Someone asked me today, ‘De que color es su tierra?’ – What color is your land? Confused I asked him what he meant and he responded ‘Mi tierra es verde por todo que hay que ver’, (My land is green, for all that you see). I thought about this and could not come to a conclusion – not only becauseCanada is a four season country but because I have long stopped considering one place ‘my land’.
But this land, this land is stunning and yet there is something wrong about the picture. I continued chatting with this man, a sweet elderly man whose bakery shop is central and known to all in Rockafuerte – a small town in the parish of Rio Verde. He went on to tell me about the beauty of the land, of this there is no doubt; and of the greater number of wonders that the land produces naturally: Fruits of all varieties, natural virgin forests including mangroves and an abundance of seafood; Rio Verde is actually host to the infamous cevicangrejo (Crab ceviche). I have looked out into the forests many times, hiked on trails where nature is the only one I interact with and I have of course dived with adoration into the waves that carve out the Esmeraldas coast line – I knew what he spoke of. This land holds a kind of beauty that you never grow accustomed to, so you can’t simply ‘forget’. Everyday you need only to look out into the hills and the sea to find it. You also of course, and above all, find it in the people; like the bakery shop owner, or like the participants I had worked with today and you just know that you are in the presence of very precious and genuine people. However as I said, there is something wrong with the picture. What’s wrong is that even if the land is abundant, these communities are not receiving everything they can from it. Mostly, I learned, because they simply have not received enough training to have the skill to do so and of course there are always other forces that are more powerful than you. External actors – who assume the resources for themselves.
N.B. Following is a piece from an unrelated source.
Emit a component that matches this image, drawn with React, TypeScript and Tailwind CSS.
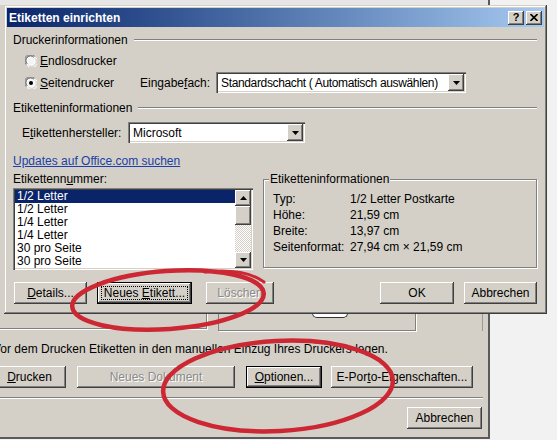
import type { ReactNode } from 'react'
import clsx from 'clsx'

const raised =
  'shadow-[inset_-1px_-1px_0_#404040,inset_1px_1px_0_#ffffff,inset_-2px_-2px_0_#808080,inset_2px_2px_0_#d4d0c8]'
const sunken =
  'shadow-[inset_1px_1px_0_#808080,inset_2px_2px_0_#404040,inset_-1px_-1px_0_#ffffff,inset_-2px_-2px_0_#d4d0c8]'

function Button({
  children,
  className,
  disabled,
  isDefault,
  focused,
}: {
  children: ReactNode
  className?: string
  disabled?: boolean
  isDefault?: boolean
  focused?: boolean
}) {
  return (
    <div
      className={clsx(
        'flex h-[22px] shrink-0 items-center justify-center bg-[#d4d0c8] leading-[14px] whitespace-nowrap',
        raised,
        isDefault && 'border border-black',
        disabled && 'text-[#8a8a8a] [text-shadow:1px_1px_0_#ffffff]',
        className,
      )}
    >
      {focused ? (
        <div className="m-[3px] flex flex-1 self-stretch items-center justify-center border border-dotted border-black">
          <span>{children}</span>
        </div>
      ) : (
        <span>{children}</span>
      )}
    </div>
  )
}

function Radio({ checked }: { checked?: boolean }) {
  return (
    <svg width="12" height="12" viewBox="0 0 12 12" className="shrink-0">
      <circle cx="6" cy="6" r="5.5" fill="#ffffff" />
      <path d="M1.2 9.6 A5.4 5.4 0 0 1 9.6 1.2" stroke="#808080" strokeWidth="1" fill="none" />
      <path d="M2.2 8.8 A4.3 4.3 0 0 1 8.8 2.2" stroke="#404040" strokeWidth="1" fill="none" />
      <path d="M10.8 2.4 A5.4 5.4 0 0 1 2.4 10.8" stroke="#ffffff" strokeWidth="1" fill="none" />
      <path d="M9.8 3.2 A4.3 4.3 0 0 1 3.2 9.8" stroke="#d4d0c8" strokeWidth="1" fill="none" />
      <circle cx="6" cy="6" r="3.6" fill="#f4f4f4" />
      {checked && <circle cx="6" cy="6" r="2" fill="#000000" />}
    </svg>
  )
}

function Arrow({ up }: { up?: boolean }) {
  return (
    <svg width="7" height="4" viewBox="0 0 7 4">
      <path d={up ? 'M3.5 0 L7 4 L0 4 Z' : 'M0 0 L7 0 L3.5 4 Z'} fill="#000000" />
    </svg>
  )
}

function Combo({ value, className, textClass }: { value: string; className: string; textClass?: string }) {
  return (
    <div className={clsx('flex h-[21px] items-stretch bg-white p-[2px]', sunken, className)}>
      <div className={clsx('flex flex-1 items-center overflow-hidden whitespace-nowrap pl-[3px]', textClass)}>
        {value}
      </div>
      <div className={clsx('flex w-[16px] items-center justify-center bg-[#d4d0c8]', raised)}>
        <Arrow />
      </div>
    </div>
  )
}

function GroupHeader({ label, className }: { label: string; className?: string }) {
  return (
    <div className={clsx('flex h-[14px] items-center gap-[6px]', className)}>
      <span className="leading-[14px]">{label}</span>
      <div className="flex-1 border-t border-b border-t-[#808080] border-b-white" />
    </div>
  )
}

const labels = ['1/2 Letter', '1/2 Letter', '1/4 Letter', '1/4 Letter', '30 pro Seite', '30 pro Seite']

const details = [
  ['Typ:', '1/2 Letter Postkarte'],
  ['Höhe:', '21,59 cm'],
  ['Breite:', '13,97 cm'],
  ['Seitenformat:', '27,94 cm × 21,59 cm'],
]

function BackWindow() {
  return (
    <div className="absolute left-[-20px] top-0 flex h-[439px] w-[510px] flex-col border-r-2 border-b-2 border-[#5a5a5a] bg-[#d4d0c8]">
      <div className="h-[5px] bg-[#e6e6e6] bg-[repeating-linear-gradient(90deg,#8890a4_0_1px,transparent_1px_4px)] bg-size-[4px_2px] bg-no-repeat" />
      <div className="flex h-[326px]">
        <div className="h-[324px] w-[227px] border-r border-b border-[#808080] shadow-[1px_1px_0_#ffffff]" />
        <div className="ml-[11px] flex w-[198px] items-end justify-center border border-[#808080] shadow-[1px_1px_0_#ffffff]">
          <div className="mb-[12px] ml-[26px] h-[14px] w-[36px] rounded-b-[5px] border-x border-b border-[#333333] bg-white" />
        </div>
        <div className="ml-auto mr-[5px] w-px bg-[#9a9a9a]" />
      </div>
      <div className="mt-[11px] h-[14px] pl-[13px] leading-[14px] whitespace-nowrap">
        Vor dem Drucken Etiketten in den manuellen Einzug Ihres Druckers legen.
      </div>
      <div className="mt-[10px] flex pl-[13px]">
        <Button className="w-[73px]">
          <span className="underline">D</span>rucken
        </Button>
        <Button className="ml-[11px] w-[158px]" disabled>
          Neues Dokument
        </Button>
        <Button className="ml-[11px] w-[76px]" isDefault>
          <span className="underline">O</span>ptionen...
        </Button>
        <Button className="ml-[9px] w-[142px]">
          E-Por<span className="underline">t</span>o-Eigenschaften...
        </Button>
      </div>
      <div className="mt-[9px] mr-[5px] border-t border-b border-t-[#808080] border-b-white" />
      <div className="mt-[8px] flex justify-end pr-[6px]">
        <Button className="w-[75px]">Abbrechen</Button>
      </div>
    </div>
  )
}

function LabelDialog() {
  return (
    <div className="absolute left-[4px] top-[5px] flex h-[309px] w-[543px] flex-col bg-[#d4d0c8] p-[3px] shadow-[inset_-1px_-1px_0_#404040,inset_1px_1px_0_#d4d0c8,inset_-2px_-2px_0_#808080,inset_2px_2px_0_#ffffff]">
      <div className="flex h-[19px] items-center bg-linear-to-r from-[#0a246a] to-[#a6caf0] pl-[2px] pr-[2px]">
        <span className="text-[12px] font-bold text-white">Etiketten einrichten</span>
        <div className="ml-auto flex gap-[2px]">
          <div className={clsx('flex h-[14px] w-[16px] items-center justify-center bg-[#d4d0c8] text-[11px] leading-none font-bold', raised)}>
            ?
          </div>
          <div className={clsx('flex h-[14px] w-[16px] items-center justify-center bg-[#d4d0c8]', raised)}>
            <svg width="8" height="7" viewBox="0 0 8 7">
              <path d="M0.5 0 L7.5 7 M7.5 0 L0.5 7" stroke="#000000" strokeWidth="1.6" />
            </svg>
          </div>
        </div>
      </div>

      <div className="flex flex-col pl-[6px] pr-[7px]">
        <GroupHeader label="Druckerinformationen" className="mt-[6px]" />

        <div className="mt-[7px] flex h-[14px] items-center gap-[3px] pl-[12px]">
          <Radio />
          <span>
            <span className="underline">E</span>ndlosdrucker
          </span>
        </div>

        <div className="mt-[4px] flex h-[21px] items-center">
          <div className="flex w-[127px] items-center gap-[3px] pl-[12px]">
            <Radio checked />
            <span>
              <span className="underline">S</span>eitendrucker
            </span>
          </div>
          <span className="w-[76px]">
            Eingabe<span className="underline">f</span>ach:
          </span>
          <Combo
            value="Standardschacht ( Automatisch auswählen)"
            className="w-[250px]"
            textClass="tracking-[-0.35px]"
          />
        </div>

        <GroupHeader label="Etiketteninformationen" className="mt-[8px]" />

        <div className="mt-[7px] flex h-[21px] items-center pl-[9px]">
          <span className="w-[106px]">
            E<span className="underline">t</span>ikettenhersteller:
          </span>
          <Combo value="Microsoft" className="w-[177px]" />
        </div>

        <div className="mt-[11px] h-[14px] leading-[14px]">
          <span className="text-[#203fa5] underline">Updates auf Office.com suchen</span>
        </div>

        <div className="mt-[4px] flex gap-[10px]">
          <div className="flex w-[240px] flex-col">
            <div className="h-[14px] leading-[14px]">
              Etikettenn<span className="underline">u</span>mmer:
            </div>
            <div className={clsx('mt-[2px] flex h-[82px] bg-white p-[2px]', sunken)}>
              <div className="flex flex-1 flex-col">
                {labels.map((l, i) => (
                  <div
                    key={i}
                    className={clsx(
                      'h-[13px] pl-[2px] leading-[13px]',
                      i === 0 && 'bg-[#0a246a] text-white',
                    )}
                  >
                    {l}
                  </div>
                ))}
              </div>
              <div className="flex w-[16px] flex-col">
                <div className={clsx('flex h-[16px] items-center justify-center bg-[#d4d0c8]', raised)}>
                  <Arrow up />
                </div>
                <div className={clsx('h-[19px] bg-[#d4d0c8]', raised)} />
                <div className="flex-1 bg-[repeating-conic-gradient(#ffffff_0_25%,#d4d0c8_0_50%)] bg-size-[2px_2px]" />
                <div className={clsx('flex h-[16px] items-center justify-center bg-[#d4d0c8]', raised)}>
                  <Arrow />
                </div>
              </div>
            </div>
          </div>

          <fieldset className="h-[96px] w-[274px] border border-[#808080] shadow-[inset_1px_1px_0_#ffffff,1px_1px_0_#ffffff]">
            <legend className="ml-[5px] bg-[#d4d0c8] px-[1px] leading-[14px]">Etiketteninformationen</legend>
            <div className="flex flex-col pt-[5px] pl-[9px]">
              {details.map(([k, v]) => (
                <div key={k} className="flex h-[16px] items-center">
                  <span className="w-[77px]">{k}</span>
                  <span>{v}</span>
                </div>
              ))}
            </div>
          </fieldset>
        </div>

        <div className="mt-[12px] flex">
          <Button className="ml-[1px] w-[73px]">
            <span className="underline">D</span>etails...
          </Button>
          <Button className="ml-[10px] w-[95px]" isDefault focused>
            Neues <span className="underline">E</span>tikett...
          </Button>
          <Button className="ml-[14px] w-[68px]" disabled>
            Löschen
          </Button>
          <Button className="ml-auto w-[74px]">OK</Button>
          <Button className="ml-[10px] w-[73px]">Abbrechen</Button>
        </div>
      </div>
    </div>
  )
}

function Marks() {
  return (
    <svg className="pointer-events-none absolute inset-0" width="557" height="440" viewBox="0 0 557 440">
      <g fill="none" stroke="#cc2733" strokeLinecap="round">
        <ellipse cx="168" cy="300" rx="96" ry="29" transform="rotate(-4 168 300)" strokeWidth="4.5" />
        <path d="M205 272 Q245 268 264 282" strokeWidth="3" />
        <ellipse cx="278" cy="386" rx="115" ry="45" transform="rotate(-3 278 386)" strokeWidth="4.5" />
        <path d="M300 341 Q350 342 380 360" strokeWidth="3" />
      </g>
    </svg>
  )
}

export default function App() {
  return (
    <div className="relative h-[440px] w-[557px] overflow-hidden bg-[#f2f2f2] font-['Liberation_Sans',Arial,sans-serif] text-[12px] text-black">
      <BackWindow />
      <LabelDialog />
      <Marks />
    </div>
  )
}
The people as I said are wonderful and yet I really need to discipline myself not to get disheartened when someone chooses to not participate in a personal or community development process. My point in saying this is not to sell the merits of the 100 voices project but to acknowledge the fact that being a participant in the community or a contributor to your own development is not always the most natural thing. Sometimes what is easier is to spend hours by the beach, the street, or watching television. Even if someone presents you another opportunity – you may not see it that way, as an ‘opportunity’. We are reminded that some people are not born into a go-getter society like the one I come from but that some are born into a survival society. Where all you want is to ‘ser una persona importante carajo!’ Be someone important damn it! Important not in the sense that you have a power over all others but that you have a life and work purpose that gives you meaning.
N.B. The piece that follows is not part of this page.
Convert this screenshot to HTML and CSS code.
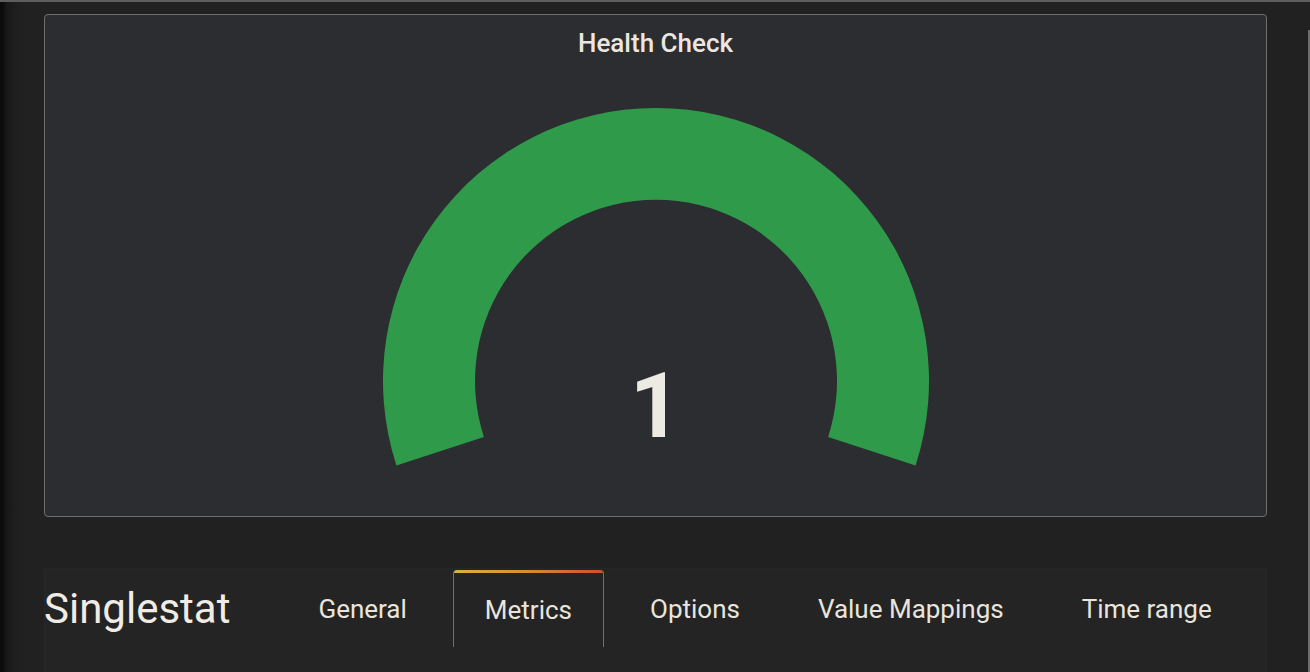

I wonder to myself why I choose to make these observations now given that the group in the community of Palestina is bigger and more gender equal than any other before. I would venture that I took note now because someone asked me today what my land looks like and in turn it made me look closer at theirs. I love what I see and because I adore this tierra verde (green land) I want to give it and its people all the attention it deserves. This asks me to look past the beautiful façade and work in the day-in day-out conflict – but I am ok with that. In fact, surprisingly comfortable because so often I get to meet wonderful souls who think their land is the most beautiful place on earth despite its defects.